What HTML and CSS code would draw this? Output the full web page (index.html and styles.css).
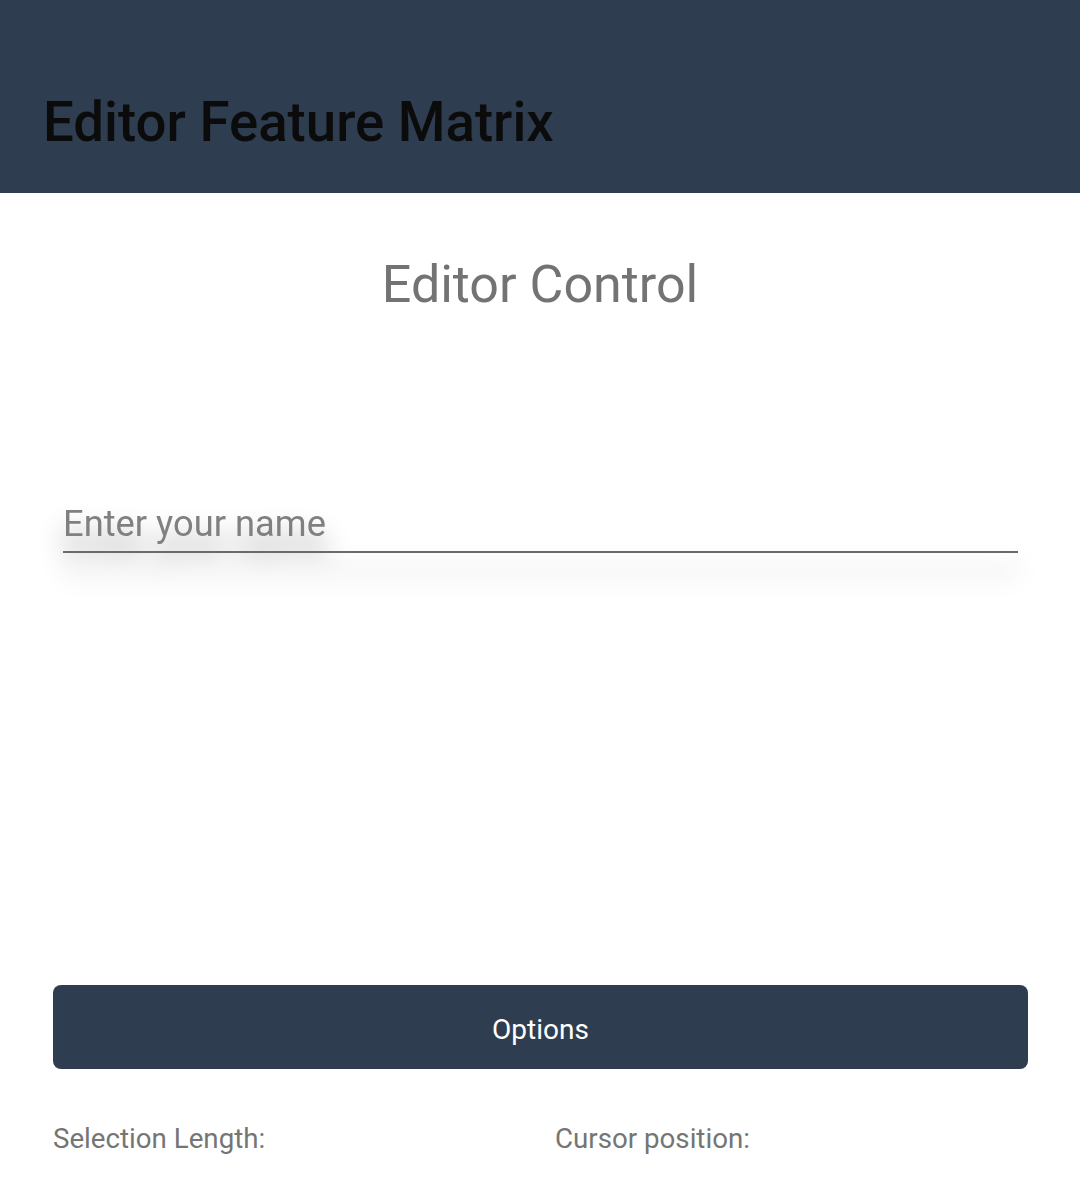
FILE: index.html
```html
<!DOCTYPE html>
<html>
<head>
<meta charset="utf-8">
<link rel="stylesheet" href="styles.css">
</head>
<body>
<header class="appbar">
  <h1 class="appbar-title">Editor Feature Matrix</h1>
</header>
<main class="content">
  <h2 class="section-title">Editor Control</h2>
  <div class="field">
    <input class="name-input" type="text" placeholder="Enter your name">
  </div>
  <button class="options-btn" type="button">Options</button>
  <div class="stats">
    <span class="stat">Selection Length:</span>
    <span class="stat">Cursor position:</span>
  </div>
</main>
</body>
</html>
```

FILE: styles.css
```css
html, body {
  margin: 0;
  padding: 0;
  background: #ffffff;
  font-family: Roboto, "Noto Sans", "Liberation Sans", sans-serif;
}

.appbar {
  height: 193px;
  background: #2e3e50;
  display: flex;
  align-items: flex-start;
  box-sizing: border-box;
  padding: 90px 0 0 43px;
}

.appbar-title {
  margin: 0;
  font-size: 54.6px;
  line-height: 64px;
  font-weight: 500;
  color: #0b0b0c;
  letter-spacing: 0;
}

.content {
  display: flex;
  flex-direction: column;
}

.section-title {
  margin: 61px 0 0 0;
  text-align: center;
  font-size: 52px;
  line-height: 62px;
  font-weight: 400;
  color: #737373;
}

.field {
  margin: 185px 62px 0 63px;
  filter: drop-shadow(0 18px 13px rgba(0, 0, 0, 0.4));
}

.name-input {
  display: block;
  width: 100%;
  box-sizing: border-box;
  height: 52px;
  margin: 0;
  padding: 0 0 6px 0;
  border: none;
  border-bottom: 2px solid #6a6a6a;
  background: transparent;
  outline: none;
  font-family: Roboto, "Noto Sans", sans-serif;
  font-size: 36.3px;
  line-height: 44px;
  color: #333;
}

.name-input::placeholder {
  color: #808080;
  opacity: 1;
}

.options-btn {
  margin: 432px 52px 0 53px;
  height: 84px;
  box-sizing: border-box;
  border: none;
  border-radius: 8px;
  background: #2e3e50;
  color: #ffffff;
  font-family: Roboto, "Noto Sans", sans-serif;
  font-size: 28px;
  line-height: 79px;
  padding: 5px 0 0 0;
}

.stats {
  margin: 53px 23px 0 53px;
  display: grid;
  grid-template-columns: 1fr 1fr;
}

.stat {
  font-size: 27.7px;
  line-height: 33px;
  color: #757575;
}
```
────────────────────
■ **SET TASK**: Send back the data above word for word, with the pictures left out.

■ **RESULT OF THIS TASK**:
What HTML and CSS code would draw this? Output the full web page (index.html and styles.css).
FILE: index.html
```html
<!DOCTYPE html>
<html>
<head>
<meta charset="utf-8">
<link rel="stylesheet" href="styles.css">
</head>
<body>
<header class="appbar">
  <h1 class="appbar-title">Editor Feature Matrix</h1>
</header>
<main class="content">
  <h2 class="section-title">Editor Control</h2>
  <div class="field">
    <input class="name-input" type="text" placeholder="Enter your name">
  </div>
  <button class="options-btn" type="button">Options</button>
  <div class="stats">
    <span class="stat">Selection Length:</span>
    <span class="stat">Cursor position:</span>
  </div>
</main>
</body>
</html>
```

FILE: styles.css
```css
html, body {
  margin: 0;
  padding: 0;
  background: #ffffff;
  font-family: Roboto, "Noto Sans", "Liberation Sans", sans-serif;
}

.appbar {
  height: 193px;
  background: #2e3e50;
  display: flex;
  align-items: flex-start;
  box-sizing: border-box;
  padding: 90px 0 0 43px;
}

.appbar-title {
  margin: 0;
  font-size: 54.6px;
  line-height: 64px;
  font-weight: 500;
  color: #0b0b0c;
  letter-spacing: 0;
}

.content {
  display: flex;
  flex-direction: column;
}

.section-title {
  margin: 61px 0 0 0;
  text-align: center;
  font-size: 52px;
  line-height: 62px;
  font-weight: 400;
  color: #737373;
}

.field {
  margin: 185px 62px 0 63px;
  filter: drop-shadow(0 18px 13px rgba(0, 0, 0, 0.4));
}

.name-input {
  display: block;
  width: 100%;
  box-sizing: border-box;
  height: 52px;
  margin: 0;
  padding: 0 0 6px 0;
  border: none;
  border-bottom: 2px solid #6a6a6a;
  background: transparent;
  outline: none;
  font-family: Roboto, "Noto Sans", sans-serif;
  font-size: 36.3px;
  line-height: 44px;
  color: #333;
}

.name-input::placeholder {
  color: #808080;
  opacity: 1;
}

.options-btn {
  margin: 432px 52px 0 53px;
  height: 84px;
  box-sizing: border-box;
  border: none;
  border-radius: 8px;
  background: #2e3e50;
  color: #ffffff;
  font-family: Roboto, "Noto Sans", sans-serif;
  font-size: 28px;
  line-height: 79px;
  padding: 5px 0 0 0;
}

.stats {
  margin: 53px 23px 0 53px;
  display: grid;
  grid-template-columns: 1fr 1fr;
}

.stat {
  font-size: 27.7px;
  line-height: 33px;
  color: #757575;
}
```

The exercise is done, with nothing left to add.